Scalable Reinforcement Learning-based Neural Architecture Search
Amber Cassimon, Siegfried Mercelis, Kevin Mets
TL;DR
This paper tackles the scalability bottleneck in Neural Architecture Search (NAS) by learning to search architectures through reinforcement learning, rather than producing a single optimal model. It casts NAS as an incremental decision process over graphs of architectures with an explicit MDP formulation, neighbor-generation rules, reward shaping, and a transformer-based Ape-X Q-learning agent. Evaluations on NAS-Bench-101 (tabular) and NAS-Bench-301 (predictive) show that the approach scales to very large search spaces and can outperform baselines at low query budgets, though it becomes less robust to hyperparameter choices and slower to train on larger benchmarks.
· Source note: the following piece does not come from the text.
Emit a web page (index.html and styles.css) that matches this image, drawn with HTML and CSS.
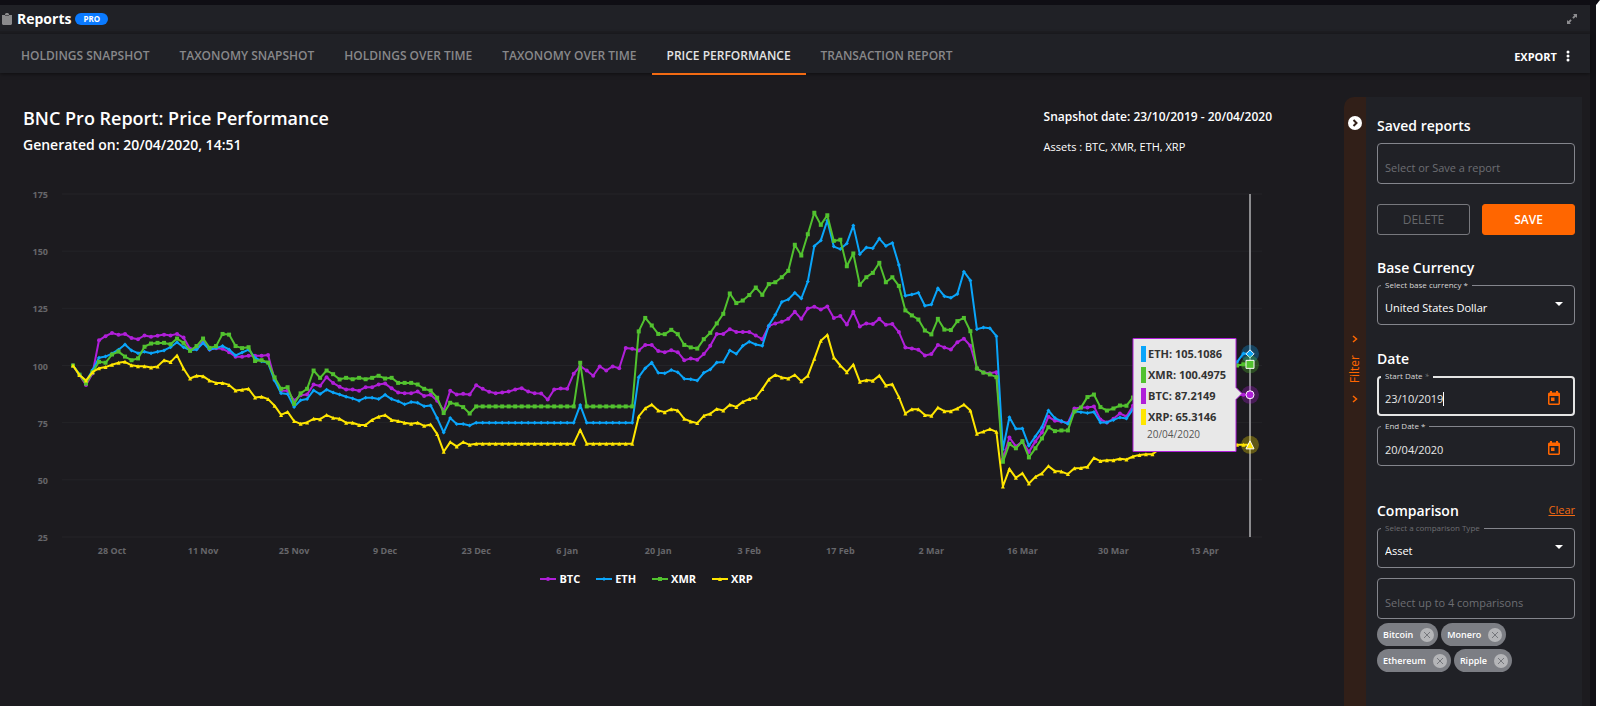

The work highlights the potential of re-usability of the learned search policy and the need for faster performance estimators to make RL-based NAS practical in real-world scenarios.
Abstract
In this publication, we assess the ability of a novel Reinforcement Learning-based solution to the problem of Neural Architecture Search, where a Reinforcement Learning (RL) agent learns to search for good architectures, rather than to return a single optimal architecture. We consider both the NAS-Bench-101 and NAS- Bench-301 settings, and compare against various known strong baselines, such as local search and random search. We conclude that our Reinforcement Learning agent displays strong scalability with regards to the size of the search space, but limited robustness to hyperparameter changes.